The Bible’s Relevancy to Human Needs


by Wayne S. Walker

     "And of His fullness we have all received, and grace for grace. For the law was given through Moses, but grace and truth came through Jesus Christ. No one has seen God at any time. The only begotten Son, who is in the bosom of the Father, He has declared Him" (John 1:16-18). Man is a dual being–both physical and spiritual or moral. In the material world, there are things which satisfy every physical desire of man. But there are needs of man which all the physical and material things of earth cannot satisfy. Everywhere and at every time, mankind has exhibited a constant longing for something beyond the mere physical.

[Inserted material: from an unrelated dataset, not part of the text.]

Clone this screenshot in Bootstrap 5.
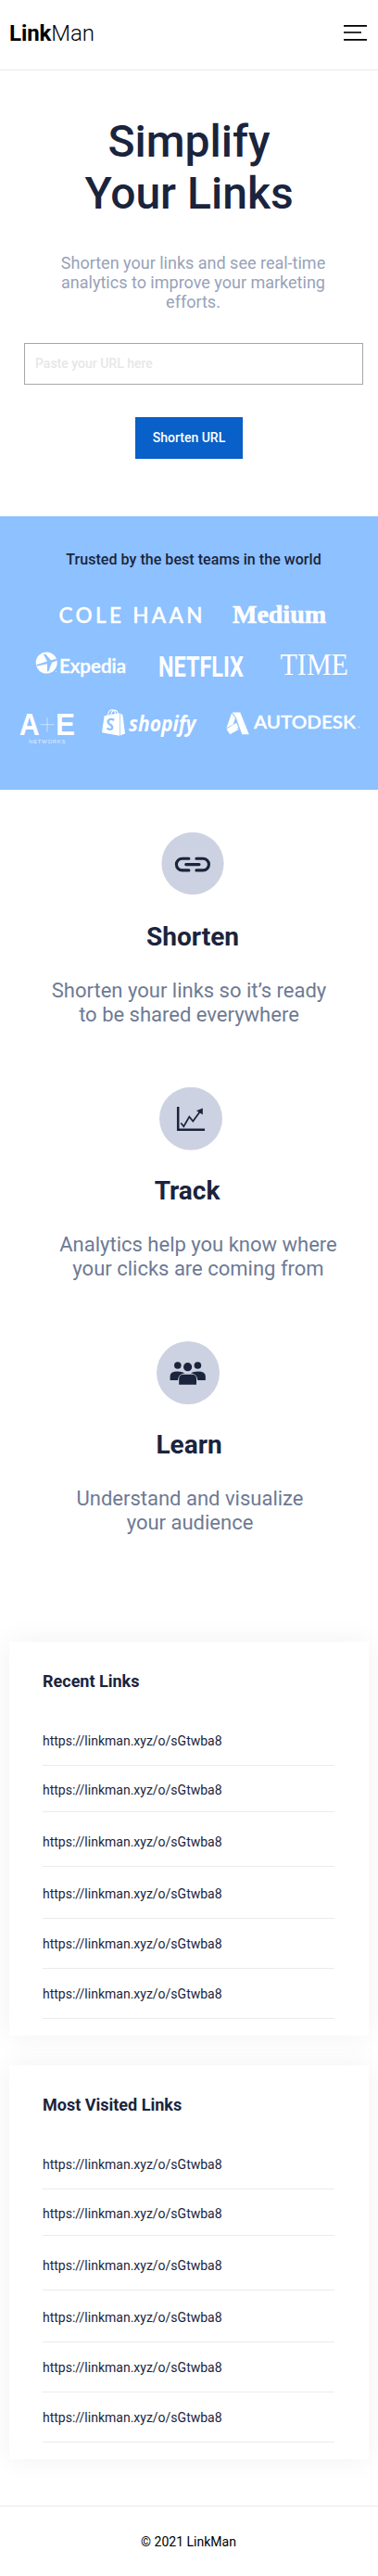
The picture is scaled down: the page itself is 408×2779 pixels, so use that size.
<!DOCTYPE html>
<html lang="en">
<head>
<meta charset="utf-8">
<meta name="viewport" content="width=device-width, initial-scale=1">
<title>LinkMan</title>
<link href="https://cdn.jsdelivr.net/npm/bootstrap@5.3.0/dist/css/bootstrap.min.css" rel="stylesheet">
<style>
:root { --ink: #1a243d; --line: #ebebeb; }
body { font-family: Roboto, sans-serif; color: var(--ink); background: #fff; }
svg { display: block; flex: none; }
.topbar { height: 76px; border-bottom: 1px solid var(--line); padding: 0 12px 0 10px; }
.brand-name { font-size: 24px; line-height: 28px; color: #000; font-weight: 300; margin-top: -3px; letter-spacing: -.1px; }
.brand-name b { font-weight: 700; }
.menu-btn { margin-top: -4px; }
.hero { padding: 49px 0 62px; }
.hero h1 { font-size: 48px; line-height: 56px; font-weight: 500; margin: 0 0 36px; }
.hero-text { font-size: 18px; line-height: 21px; color: #98a2b9; width: 300px; margin: 0 0 34px 9px; }
.url-input { height: 45px; width: 366px; margin: 0 0 35px 10px; border: 1px solid #a7a7a7; padding: 0 11px 2px; font-size: 14px; line-height: 24px; font-weight: 500; }
.url-input::placeholder { color: #e7e7e7; line-height: 24px; }
.btn-shorten { width: 116px; height: 45px; padding: 0; font-size: 14px; font-weight: 500; color: #fff; background: #0860c8; }
.trusted { height: 295px; background: #8dc1ff; padding-top: 37px; color: #fff; }
.trusted h2 { font-size: 16px; line-height: 19px; font-weight: 500; letter-spacing: .05px; margin: 0 0 27px 10px; color: var(--ink); }
.features { padding: 46px 0 115px; }
.feature + .feature { margin-top: 65px; }
.feature h3 { font-size: 28px; line-height: 33px; font-weight: 700; margin: 27px 0 29px; }
.feature p { font-size: 22px; line-height: 26px; color: #6e7a94; margin: 0; white-space: nowrap; }
.feature:first-child h3 { margin-top: 29px; }
.track-text { padding-left: 20px; }
.learn-icon { margin-right: 2px; }
.learn-text { padding-left: 2px; }
.card-stack { gap: 32px; }
.links-card { width: 388px; height: 425px; padding: 32px 37px 18px 36px; background: #fff; box-shadow: 0 0 30px rgba(0,0,0,.06); }
.links-card h4 { font-size: 18px; line-height: 21px; font-weight: 700; margin: 0 0 36px; }
.link-rows li { display: flex; align-items: flex-end; border-bottom: 1px solid var(--line); padding-bottom: 17px; font-size: 14px; line-height: 17px; height: 54px; }
.link-rows li:nth-child(1) { height: 45px; }
.link-rows li:nth-child(2) { height: 50px; padding-bottom: 14px; }
.link-rows li:nth-child(3) { height: 59px; }
.link-rows li:nth-child(4) { height: 56px; }
.page-end { height: 76px; margin-top: 50px; border-top: 1px solid var(--line); padding: 30px 1px 0 0; font-size: 14px; line-height: 17px; color: #000; }
</style>
</head>
<body>
<nav class="topbar d-flex justify-content-between align-items-center">
  <a class="brand-name text-decoration-none" href="#"><b>Link</b>Man</a>
  <button class="menu-btn btn border-0 p-0" aria-label="Menu">
    <svg width="25" height="17" fill="#000"><rect width="25" height="1.8"/><rect y="7.2" width="19" height="1.6"/><rect y="15" width="25" height="1.8"/></svg>
  </button>
</nav>

<header class="hero d-flex flex-column align-items-center text-center">
  <h1>Simplify<br>Your Links</h1>
  <p class="hero-text">Shorten your links and see real-time analytics to improve your marketing efforts.</p>
  <input class="url-input" type="text" placeholder="Paste your URL here">
  <button class="btn btn-shorten rounded-0 border-0">Shorten URL</button>
</header>

<section class="trusted">
  <h2 class="text-center">Trusted by the best teams in the world</h2>
  <div class="d-flex">
    <svg width="234" height="50" viewBox="0 640 234 50" fill="#fff">
      <text x="63.5" y="672" font-family="Lato, sans-serif" font-size="22.5" font-weight="500" textLength="155" stroke="#fff" stroke-width=".45">COLE HAAN</text>
    </svg>
    <svg width="174" height="50" viewBox="234 640 174 50" fill="#fff">
      <text x="251" y="672" font-family="'Liberation Serif', serif" font-weight="700" font-size="28" textLength="101" lengthAdjust="spacingAndGlyphs" stroke="#fff" stroke-width=".6">Medium</text>
    </svg>
  </div>
  <div class="d-flex">
    <svg width="154" height="55" viewBox="0 690 154 55" fill="#fff">
      <circle cx="50.2" cy="715" r="11.5"/>
      <path d="M39 717.2 L51 713.5 L47 706 L49 705.5 L55 712.2 L61 710.8 L61.8 712.4 L56 714.7 L52.5 724 L51 724.5 L51 716.2 L40 718.5Z" fill="#8dc1ff"/>
      <text x="64" y="725.7" font-family="Lato, sans-serif" font-weight="600" font-size="21" textLength="72" lengthAdjust="spacingAndGlyphs" stroke="#fff" stroke-width=".4">Expedia</text>
      <circle cx="136.5" cy="716" r=".6" opacity=".7"/><circle cx="60.5" cy="724.5" r=".6"/>
    </svg>
    <svg width="124" height="55" viewBox="154 690 124 55" fill="#fff">
      <text x="171" y="729.7" font-family="Roboto, sans-serif" font-weight="700" font-size="31" textLength="92" lengthAdjust="spacingAndGlyphs">NETFLIX</text>
    </svg>
    <svg width="130" height="55" viewBox="278 690 130 55" fill="#fff">
      <text x="302.5" y="728" font-family="'Liberation Serif', serif" font-size="33" textLength="73.5" lengthAdjust="spacingAndGlyphs">TIME</text>
    </svg>
  </div>
  <div class="d-flex">
    <svg width="96" height="70" viewBox="0 745 96 70" fill="#fff">
      <text x="20.7" y="793" font-family="'Liberation Sans', sans-serif" font-weight="700" font-size="33" textLength="22" lengthAdjust="spacingAndGlyphs">A</text>
      <path d="M43.5 781.7h15M51 774v15.5" stroke="#fff" stroke-width="1" opacity=".55"/>
      <text x="60" y="793" font-family="'Liberation Sans', sans-serif" font-weight="700" font-size="33" textLength="21" lengthAdjust="spacingAndGlyphs">E</text>
      <text x="31" y="801.7" font-family="'Liberation Sans', sans-serif" font-size="6" textLength="39.5" opacity=".75">NETWORKS</text>
    </svg>
    <svg width="132" height="70" viewBox="96 745 132 70" fill="#fff">
      <path d="M112.6 772.3 L129 769.2 V793.8 L110 790.3Z"/><path d="M129.7 769.3 L132.5 771.4 L135 791.5 L129.7 793.6Z"/>
      <path d="M116.5 772 C117 764 124.5 764 124.6 770.5 M119.8 771 C120.5 765 126 764.5 127.2 770" fill="none" stroke="#fff" stroke-width="1.1"/>
      <path d="M123.2 777 C119.5 774.5 116 776.7 116.8 779.5 C117.5 781.8 121.8 782.3 121.2 785.2 C120.7 787.7 117.4 787 115.5 785.6" fill="none" stroke="#8dc1ff" stroke-width="2.3"/>
      <text x="139" y="789" font-family="'Open Sans', sans-serif" font-weight="700" font-style="italic" font-size="22.5" textLength="72.5" lengthAdjust="spacingAndGlyphs">shopify</text>
    </svg>
    <svg width="180" height="70" viewBox="228 745 180 70" fill="#fff">
      <path d="M250.5 768.4 H259.3 L268.8 792.2 H261.3 L254.4 773.2 Z"/><path d="M250 769.4 L254 774.5 L251.7 781.5 L244.4 785.3 Z"/><path d="M244.6 786.7 L258.6 786.4 L248.3 792.2 Z"/><path d="M244.6 786.2 L255.3 779.7 L257.4 785.3 L248 791Z"/>
      <text x="274" y="786.2" font-family="Lato, sans-serif" font-weight="600" font-size="19.5" textLength="110" lengthAdjust="spacingAndGlyphs" stroke="#fff" stroke-width=".3">AUTODESK</text>
      <circle cx="387.4" cy="784.5" r="1.1" opacity=".6"/>
    </svg>
  </div>
</section>

<main>
  <section class="features text-center">
    <article class="feature d-flex flex-column align-items-center">
      <svg class="ms-2" width="68" height="67" viewBox="174.5 898 68 67">
        <circle cx="208.5" cy="931.5" r="33.6" fill="#ccd2e1"/>
        <path d="M204.4 926.2H197.2a6.3 6.3 0 0 0 0 12.7H204.4 M212.4 926.2H219.6a6.3 6.3 0 0 1 0 12.7H212.4 M201.2 932.6H215.5" fill="none" stroke="#1a243d" stroke-width="3.1" stroke-linecap="round"/>
      </svg>
      <h3 class="ps-2">Shorten</h3>
      <p>Shorten your links so it’s ready<br>to be shared everywhere</p>
    </article>
    <article class="feature d-flex flex-column align-items-center">
      <svg class="ms-1" width="68" height="68" viewBox="172 1173 68 68">
        <circle cx="206" cy="1206.8" r="34" fill="#ccd2e1"/>
        <path d="M192.2 1194V1218.7H221" fill="none" stroke="#1a243d" stroke-width="2.5"/>
        <path d="M195.3 1211.5L198.3 1215.2L204.3 1204.8L208.3 1209.6L216.4 1198.5" fill="none" stroke="#1a243d" stroke-width="1.7"/>
        <path d="M218.8 1195.6V1202.4L212 1198.3Z" fill="#1a243d"/>
      </svg>
      <h3 class="pe-1">Track</h3>
      <p class="track-text">Analytics help you know where<br>your clicks are coming from</p>
    </article>
    <article class="feature d-flex flex-column align-items-center">
      <svg class="learn-icon" width="68" height="68" viewBox="169 1447 68 68">
        <circle cx="203" cy="1481" r="34" fill="#ccd2e1"/>
        <g fill="#1a243d">
          <circle cx="191.8" cy="1473" r="3.8"/><circle cx="213.4" cy="1473" r="3.8"/><circle cx="202.6" cy="1474.7" r="4.6"/>
          <path d="M183.6 1489V1484.5Q183.8 1479.6 191.5 1479.5Q196.5 1479.5 199.3 1481.3Q192.3 1482.5 192 1489Z"/>
          <path d="M221.8 1489V1484.5Q221.5 1479.6 213.8 1479.5Q208.8 1479.5 206 1481.3Q213 1482.5 213.3 1489Z"/>
          <path d="M193.2 1493.8V1487Q193.4 1482.9 198 1482.7H207.3Q211.9 1482.9 212 1487V1493.8Z"/>
        </g>
      </svg>
      <h3>Learn</h3>
      <p class="learn-text">Understand and visualize<br>your audience</p>
    </article>
  </section>

  <div class="card-stack d-flex flex-column align-items-center">
    <section class="links-card">
      <h4>Recent Links</h4>
      <ul class="link-rows list-unstyled m-0">
        <li>https://linkman.xyz/o/sGtwba8</li><li>https://linkman.xyz/o/sGtwba8</li><li>https://linkman.xyz/o/sGtwba8</li>
        <li>https://linkman.xyz/o/sGtwba8</li><li>https://linkman.xyz/o/sGtwba8</li><li>https://linkman.xyz/o/sGtwba8</li>
      </ul>
    </section>
    <section class="links-card">
      <h4>Most Visited Links</h4>
      <ul class="link-rows list-unstyled m-0">
        <li>https://linkman.xyz/o/sGtwba8</li><li>https://linkman.xyz/o/sGtwba8</li><li>https://linkman.xyz/o/sGtwba8</li>
        <li>https://linkman.xyz/o/sGtwba8</li><li>https://linkman.xyz/o/sGtwba8</li><li>https://linkman.xyz/o/sGtwba8</li>
      </ul>
    </section>
  </div>
</main>

<footer class="page-end text-center">© 2021 LinkMan</footer>
<script src="https://cdn.jsdelivr.net/npm/bootstrap@5.3.0/dist/js/bootstrap.bundle.min.js"></script>
</body>
</html>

     If the Bible is a special divine revelation from God to man, it would be reasonable to conclude that it will be relevant to the spiritual needs of man. Does the Bible provide for all of man’s spiritual needs? It certainly claims to do so. It claims to provide the fullness of grace and truth from God through Jesus Christ. If it lives up to its claim, this adds to the cumulative evidence that it is indeed from God. If the Bible does not meet these needs, then it fails and is not worth defending. The word "relevant" means "bearing upon or relating to the matter at hand; pertinent; fitting or suiting given requirements or needs; applicable." The purpose of this article is to begin a discussion of the Bible’s relevancy to human needs.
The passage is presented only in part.